La Corte di cassazione civile, con l’ordinanza Del 15 giugno 2021, n. 16936 si esprime sulla responsabilità della struttura sanitaria in caso di ritardo della prestazione La cassazione si occupa della responsabilità del Servizio sanitario nelle situazioni di particolare emergenza. Grava sull’Azienda ospedaliera la prova che il ritardo della prestazione sia imputabile al paziente. Dunque, costituisce inadempimento della prestazione il ritardo della stessa nel momento in cui la struttura non dimostri che il differimento dell’intervento fosse in ogni caso inevitabile.
IL CASO TRATTATO
La vicenda nasceva in epoca precedente alla Legge Balduzzi e alla riforma dovuta alla Legge Gelli-Bianco del 2017, quando un paziente in stato di coma veniva ricoverato d’urgenza presso il locale ospedale per un sospetto ematoma subdurale e trasportato in sala operatoria. L’intervento chirurgico veniva ritardato a causa della sopravvenienza di un caso considerato più grave ed urgente. Conseguentemente i familiari, per evitare l’aggravamento, decidevano di trasferire il paziente in una clinica privata dove veniva operato con successo, ma con un costo di oltre 18.000 Euro.
Il paziente decideva così di chiedere il rimborso della somma alla Regione che però riteneva la richiesta ingiustificata, e portava alla causa intervenire in Tribunale.
Il giudice in primo grado rigettava la domanda ritenendo che non vi fosse stato alcun inadempimento. La Corte d’appello, invece, riformava però la decisione perché il differimento della prestazione urgente costituisce un vero e proprio inadempimento che ha provocato il conseguente danno consistito nella necessità della spesa successiva effettuata presso la struttura privata.
La struttura sanitaria ricorre in Cassazione sostenendo che l’intervento non rivestiva carattere urgentissimo e che il suo differimento era dunque lecito in ragione del sopraggiungere di casi più gravi; che la scelta di spostarsi in altra struttura, avrebbe determinato l’impossibilità della prestazione, che sarebbe stato onere del paziente provare la fonte contrattuale dell’obbligazione nonché l’inadempimento.
I MOTIVI DELL’ORDINANZA
La cassazione decide di dare ragione al paziente, premessa la pacifica natura contrattuale della responsabilità. Di conseguenza grava sull’Azienda la prova liberatoria, ossia la prova che il ritardo della prestazione non fosse ad essa imputabile, in modo conforme alla regola probatoria in tema di responsabilità contrattuale.

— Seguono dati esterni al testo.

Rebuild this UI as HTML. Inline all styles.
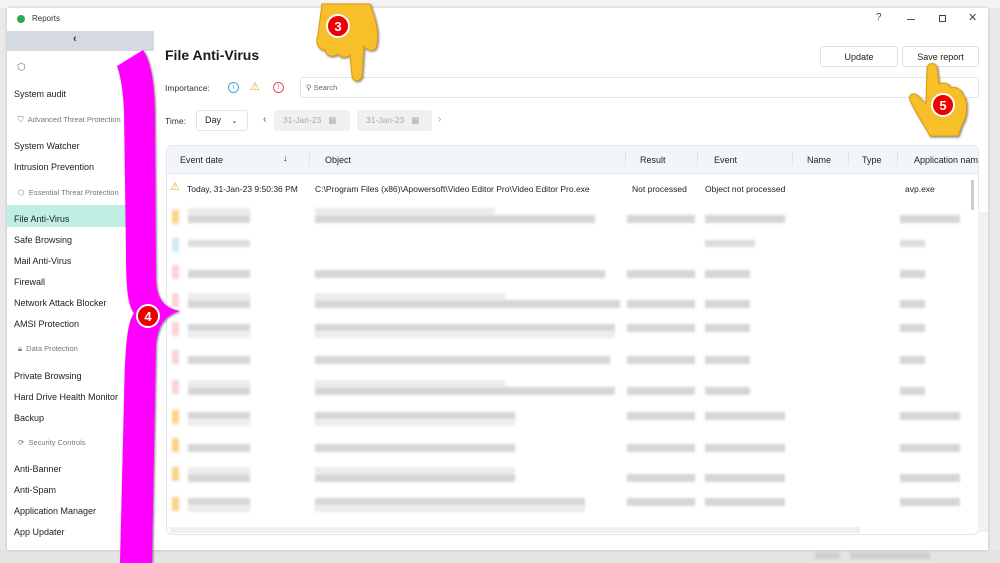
<!DOCTYPE html>
<html><head><meta charset="utf-8"><style>
*{margin:0;padding:0;box-sizing:border-box}
body{width:1000px;height:563px;overflow:hidden;background:#e9e9e9;font-family:"Liberation Sans",sans-serif;color:#222;position:relative}
.a{position:absolute}
.win{left:7px;top:8px;width:981px;height:542px;background:#fff;box-shadow:0 0 3px rgba(0,0,0,.2)}
.sb{font-size:9px;color:#222}
.sec{font-size:7.5px;color:#777}
.bar{position:absolute;height:8px;background:#d6d6d6;filter:blur(1.2px)}
.bl{position:absolute;height:7px;background:#ececec;filter:blur(1.2px)}
.hd{font-size:9px;color:#222}
.btn{border:1px solid #dde1e6;border-radius:3px;background:#fff;font-size:9px;text-align:center;line-height:20px}
</style></head><body>
<div class="a" style="left:0;top:0;width:1000px;height:8px;background:#f4f4f4"></div>
<div class="a" style="left:0;top:550px;width:1000px;height:13px;background:#e4e4e4"></div>
<div class="a win"></div>
<!-- title bar -->
<div class="a" style="left:17px;top:15px;width:8px;height:8px;border-radius:50%;background:#2fa84f"></div>
<div class="a" style="left:32px;top:14px;font-size:8px;color:#333">Reports</div>
<div class="a" style="left:876px;top:12px;font-size:10px;color:#444">?</div>
<div class="a" style="left:907px;top:19px;width:8px;height:1px;background:#555"></div>
<div class="a" style="left:939px;top:15px;width:7px;height:7px;border:1px solid #444"></div>
<div class="a" style="left:968px;top:11px;font-size:11px;color:#444">✕</div>
<!-- sidebar -->
<div class="a" style="left:7px;top:31px;width:147px;height:20px;background:#d5dae1"></div>
<div class="a" style="left:73px;top:33px;font-size:11px;color:#333;font-weight:bold">‹</div>
<div class="a" style="left:7px;top:205px;width:120px;height:22px;background:#bfeee5"></div>
<div class="a sec" style="left:17px;top:62px;font-size:10px">⬡</div>
<div class="a sb" style="left:14px;top:89px">System audit</div>
<div class="a sec" style="left:18px;top:115px">⛉ &nbsp;Advanced Threat Protection</div>
<div class="a sb" style="left:14px;top:141px">System Watcher</div>
<div class="a sb" style="left:14px;top:162px">Intrusion Prevention</div>
<div class="a sec" style="left:18px;top:188px">⬡ &nbsp;Essential Threat Protection</div>
<div class="a sb" style="left:14px;top:214px">File Anti-Virus</div>
<div class="a sb" style="left:14px;top:235px">Safe Browsing</div>
<div class="a sb" style="left:14px;top:256px">Mail Anti-Virus</div>
<div class="a sb" style="left:14px;top:277px">Firewall</div>
<div class="a sb" style="left:14px;top:298px">Network Attack Blocker</div>
<div class="a sb" style="left:14px;top:319px">AMSI Protection</div>
<div class="a sec" style="left:18px;top:344px">🔒︎ &nbsp;Data Protection</div>
<div class="a sb" style="left:14px;top:371px">Private Browsing</div>
<div class="a sb" style="left:14px;top:392px">Hard Drive Health Monitor</div>
<div class="a sb" style="left:14px;top:413px">Backup</div>
<div class="a sec" style="left:18px;top:438px">⟳ &nbsp;Security Controls</div>
<div class="a sb" style="left:14px;top:464px">Anti-Banner</div>
<div class="a sb" style="left:14px;top:485px">Anti-Spam</div>
<div class="a sb" style="left:14px;top:506px">Application Manager</div>
<div class="a sb" style="left:14px;top:527px">App Updater</div>
<!-- main header -->
<div class="a" style="left:165px;top:47px;font-size:14px;font-weight:bold;color:#1a1a1a">File Anti-Virus</div>
<div class="a btn" style="left:820px;top:46px;width:78px;height:21px">Update</div>
<div class="a btn" style="left:902px;top:46px;width:77px;height:21px">Save report</div>
<div class="a" style="left:165px;top:83px;font-size:8.5px;color:#333">Importance:</div>
<div class="a" style="left:228px;top:82px;width:11px;height:11px;border:1px solid #4aa8e0;border-radius:50%;font-size:7px;color:#4aa8e0;text-align:center;line-height:9px">i</div>
<div class="a" style="left:250px;top:80px;font-size:11px;color:#f0a020">⚠</div>
<div class="a" style="left:273px;top:82px;width:11px;height:11px;border:1px solid #e05050;border-radius:50%;font-size:7px;color:#e05050;text-align:center;line-height:9px">!</div>
<div class="a" style="left:300px;top:77px;width:679px;height:21px;border:1px solid #e2e5e9;border-radius:3px"></div>
<div class="a" style="left:306px;top:83px;font-size:7.5px;color:#666">⚲ Search</div>
<div class="a" style="left:165px;top:116px;font-size:8.5px;color:#333">Time:</div>
<div class="a" style="left:196px;top:110px;width:52px;height:21px;border:1px solid #e2e5e9;border-radius:3px;font-size:9px;line-height:19px;padding-left:8px">Day <span style="margin-left:8px;font-size:7px">⌄</span></div>
<div class="a" style="left:263px;top:114px;font-size:10px;color:#3a9;font-weight:bold">‹</div>
<div class="a" style="left:274px;top:110px;width:76px;height:21px;background:#eef0f2;border-radius:3px;font-size:8.5px;color:#aaa;line-height:21px;padding-left:9px">31-Jan-23 &nbsp;&nbsp;▦</div>
<div class="a" style="left:357px;top:110px;width:75px;height:21px;background:#eef0f2;border-radius:3px;font-size:8.5px;color:#aaa;line-height:21px;padding-left:9px">31-Jan-23 &nbsp;&nbsp;▦</div>
<div class="a" style="left:438px;top:114px;font-size:10px;color:#999">›</div>
<!-- table -->
<div class="a" style="left:166px;top:145px;width:813px;height:390px;border:1px solid #e3e7ec;border-radius:6px;overflow:hidden">
<div style="height:28px;background:#f3f6f9;border-bottom:1px solid #e3e7ec"></div>
</div>
<div class="a hd" style="left:180px;top:155px">Event date</div>
<div class="a hd" style="left:283px;top:153px;font-weight:bold">↓</div>
<div class="a" style="left:309px;top:152px;width:1px;height:14px;background:#e0e3e7"></div>
<div class="a hd" style="left:325px;top:155px">Object</div>
<div class="a" style="left:625px;top:152px;width:1px;height:14px;background:#e0e3e7"></div>
<div class="a hd" style="left:640px;top:155px">Result</div>
<div class="a" style="left:697px;top:152px;width:1px;height:14px;background:#e0e3e7"></div>
<div class="a hd" style="left:714px;top:155px">Event</div>
<div class="a" style="left:792px;top:152px;width:1px;height:14px;background:#e0e3e7"></div>
<div class="a hd" style="left:807px;top:155px">Name</div>
<div class="a" style="left:848px;top:152px;width:1px;height:14px;background:#e0e3e7"></div>
<div class="a hd" style="left:862px;top:155px">Type</div>
<div class="a" style="left:897px;top:152px;width:1px;height:14px;background:#e0e3e7"></div>
<div class="a hd" style="left:914px;top:155px;white-space:nowrap">Application nam</div>
<div class="a" style="left:170px;top:180px;font-size:11px;color:#f0a020">⚠</div>
<div class="a hd" style="left:187px;top:184px;font-size:8.5px">Today, 31-Jan-23 9:50:36 PM</div>
<div class="a hd" style="left:315px;top:184px;font-size:8.5px">C:\Program Files (x86)\Apowersoft\Video Editor Pro\Video Editor Pro.exe</div>
<div class="a hd" style="left:632px;top:184px;font-size:8.5px">Not processed</div>
<div class="a hd" style="left:705px;top:184px;font-size:8.5px">Object not processed</div>
<div class="a hd" style="left:905px;top:184px;font-size:8.5px">avp.exe</div>
<div class="a" style="left:971px;top:180px;width:3px;height:30px;background:#ccc"></div>
<div class="a" style="left:978px;top:212px;width:10px;height:320px;background:#f2f2f2"></div>
<div class="a" style="left:170px;top:527px;width:690px;height:6px;background:#eef0f2"></div>

<!-- blurred rows -->
<div class="a" style="left:0;top:0">
<div class="bar" style="left:172px;top:210px;width:7px;height:14px;background:#fcd48a"></div>
<div class="bl" style="left:188px;top:208px;width:62px"></div><div class="bar" style="left:188px;top:215px;width:62px"></div>
<div class="bl" style="left:315px;top:208px;width:180px"></div><div class="bar" style="left:315px;top:215px;width:280px"></div>
<div class="bar" style="left:627px;top:215px;width:68px"></div><div class="bar" style="left:705px;top:215px;width:80px"></div><div class="bar" style="left:900px;top:215px;width:60px"></div>

<div class="bar" style="left:172px;top:238px;width:7px;height:14px;background:#cfe9f7"></div>
<div class="bl" style="left:188px;top:240px;width:62px;background:#dcdcdc"></div>
<div class="bl" style="left:705px;top:240px;width:50px;background:#dcdcdc"></div><div class="bl" style="left:900px;top:240px;width:25px;background:#dcdcdc"></div>

<div class="bar" style="left:172px;top:265px;width:7px;height:14px;background:#fbd4d4"></div>
<div class="bar" style="left:188px;top:270px;width:62px"></div><div class="bar" style="left:315px;top:270px;width:290px"></div>
<div class="bar" style="left:627px;top:270px;width:68px"></div><div class="bar" style="left:705px;top:270px;width:45px"></div><div class="bar" style="left:900px;top:270px;width:25px"></div>

<div class="bar" style="left:172px;top:293px;width:7px;height:14px;background:#fbd4d4"></div>
<div class="bl" style="left:188px;top:293px;width:62px"></div><div class="bar" style="left:188px;top:300px;width:62px"></div>
<div class="bl" style="left:315px;top:293px;width:190px"></div><div class="bar" style="left:315px;top:300px;width:305px"></div>
<div class="bar" style="left:627px;top:300px;width:68px"></div><div class="bar" style="left:705px;top:300px;width:45px"></div><div class="bar" style="left:900px;top:300px;width:25px"></div>

<div class="bar" style="left:172px;top:322px;width:7px;height:14px;background:#fbd4d4"></div>
<div class="bar" style="left:188px;top:324px;width:62px"></div><div class="bl" style="left:188px;top:331px;width:62px"></div>
<div class="bar" style="left:315px;top:324px;width:300px"></div><div class="bl" style="left:315px;top:331px;width:300px"></div>
<div class="bar" style="left:627px;top:324px;width:68px"></div><div class="bar" style="left:705px;top:324px;width:45px"></div><div class="bar" style="left:900px;top:324px;width:25px"></div>

<div class="bar" style="left:172px;top:350px;width:7px;height:14px;background:#fbd4d4"></div>
<div class="bar" style="left:188px;top:356px;width:62px"></div><div class="bar" style="left:315px;top:356px;width:295px"></div>
<div class="bar" style="left:627px;top:356px;width:68px"></div><div class="bar" style="left:705px;top:356px;width:45px"></div><div class="bar" style="left:900px;top:356px;width:25px"></div>

<div class="bar" style="left:172px;top:380px;width:7px;height:14px;background:#fbd4d4"></div>
<div class="bl" style="left:188px;top:380px;width:62px"></div><div class="bar" style="left:188px;top:387px;width:62px"></div>
<div class="bl" style="left:315px;top:380px;width:190px"></div><div class="bar" style="left:315px;top:387px;width:300px"></div>
<div class="bar" style="left:627px;top:387px;width:68px"></div><div class="bar" style="left:705px;top:387px;width:45px"></div><div class="bar" style="left:900px;top:387px;width:25px"></div>

<div class="bar" style="left:172px;top:410px;width:7px;height:14px;background:#fcd48a"></div>
<div class="bar" style="left:188px;top:412px;width:62px"></div><div class="bl" style="left:188px;top:419px;width:62px"></div>
<div class="bar" style="left:315px;top:412px;width:200px"></div><div class="bl" style="left:315px;top:419px;width:200px"></div>
<div class="bar" style="left:627px;top:412px;width:68px"></div><div class="bar" style="left:705px;top:412px;width:80px"></div><div class="bar" style="left:900px;top:412px;width:60px"></div>

<div class="bar" style="left:172px;top:438px;width:7px;height:14px;background:#fcd48a"></div>
<div class="bar" style="left:188px;top:444px;width:62px"></div><div class="bar" style="left:315px;top:444px;width:200px"></div>
<div class="bar" style="left:627px;top:444px;width:68px"></div><div class="bar" style="left:705px;top:444px;width:80px"></div><div class="bar" style="left:900px;top:444px;width:60px"></div>

<div class="bar" style="left:172px;top:467px;width:7px;height:14px;background:#fcd48a"></div>
<div class="bl" style="left:188px;top:467px;width:62px"></div><div class="bar" style="left:188px;top:474px;width:62px"></div>
<div class="bl" style="left:315px;top:467px;width:200px"></div><div class="bar" style="left:315px;top:474px;width:200px"></div>
<div class="bar" style="left:627px;top:474px;width:68px"></div><div class="bar" style="left:705px;top:474px;width:80px"></div><div class="bar" style="left:900px;top:474px;width:60px"></div>

<div class="bar" style="left:172px;top:497px;width:7px;height:14px;background:#fcd48a"></div>
<div class="bar" style="left:188px;top:498px;width:62px"></div><div class="bl" style="left:188px;top:505px;width:62px"></div>
<div class="bar" style="left:315px;top:498px;width:270px"></div><div class="bl" style="left:315px;top:505px;width:270px"></div>
<div class="bar" style="left:627px;top:498px;width:68px"></div><div class="bar" style="left:705px;top:498px;width:80px"></div><div class="bar" style="left:900px;top:498px;width:60px"></div>
</div>
<div class="bar" style="left:815px;top:552px;width:25px;height:7px;background:#cfcfcf"></div>
<div class="bar" style="left:850px;top:552px;width:80px;height:7px;background:#cfcfcf"></div>

<!-- annotations -->
<svg class="a" style="left:0;top:0" width="1000" height="563" viewBox="0 0 1000 563">
<defs><filter id="sh"><feDropShadow dx="1" dy="1" stdDeviation="1" flood-opacity=".5"/></filter></defs>
<path filter="url(#sh)" fill="#ff00ff" d="M143,50 C150,60 155,80 155,120 L156,280 C157,300 165,308 180,311 C165,315 158,325 156,345 L152,563 L120,563 L124,400 C125,340 128,322 134,313 C128,305 126,290 126,250 L124,110 C123,88 120,74 117,66 Z"/>
<circle cx="148" cy="316" r="11" fill="#e00" stroke="#fff" stroke-width="2"/>
<text x="148" y="321" font-family="Liberation Sans" font-weight="bold" font-size="13" fill="#fff" text-anchor="middle">4</text>
<!-- hand 3 (pointing down) -->
<path filter="url(#sh)" fill="#f7c02a" stroke="#d89a10" stroke-width="1" d="M322,4 L370,4 C376,20 380,35 376,48 C372,52 366,50 364,46 L362,76 C361,82 353,83 352,76 L350,55 C346,58 340,58 338,54 C332,58 326,56 325,50 C318,50 315,42 318,35 Z"/>
<circle cx="338" cy="26" r="11" fill="#e00" stroke="#fff" stroke-width="2"/>
<text x="338" y="31" font-family="Liberation Sans" font-weight="bold" font-size="13" fill="#fff" text-anchor="middle">3</text>
<!-- hand 5 (pointing up) -->
<path filter="url(#sh)" fill="#f7c02a" stroke="#d89a10" stroke-width="1" d="M927,68 C928,62 936,62 937,68 L939,84 C944,82 950,84 951,88 C956,86 962,90 963,95 C968,100 968,115 962,125 L958,136 L930,136 C925,126 915,112 910,100 C908,94 914,92 918,96 L926,104 Z"/>
<circle cx="943" cy="105" r="11" fill="#e00" stroke="#fff" stroke-width="2"/>
<text x="943" y="110" font-family="Liberation Sans" font-weight="bold" font-size="13" fill="#fff" text-anchor="middle">5</text>
</svg>
</body></html>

Gli Ermellini, in sostanza non possono mettere in discussione – data la funzione nomofilattica – l’accertamento dei fatti della corte d’appello che, con motivazione adeguata, ha ritenuto che l’intervento fosse urgente e che il suo differimento non fosse giustificato. In sostanza “l’Azienda non ha dimostrato che era inevitabile differirlo”, indicando circostanze fattuali e documentali (cartella clinica ed altro).
La cassazione conferma la decisione del giudice di appello del fatto che ad essere inadempiente è stata l’Azienda, ed esclude, per logica conseguenza, che possa invece la mancata prestazione possa essere imputata alla condotta colpevole del paziente o di concorso di colpa di quest’ultimo.
Il risultato della decisione
La cassazione conferma la conclusione del giudice di appello che condanna l’azienda a risarcire interamente delle spese sostenute per l’intervento privato, escludendo che la mancata prestazione possa invece essere imputata a condotta negligente del paziente o di un concorso di colpa di quest’ultimo.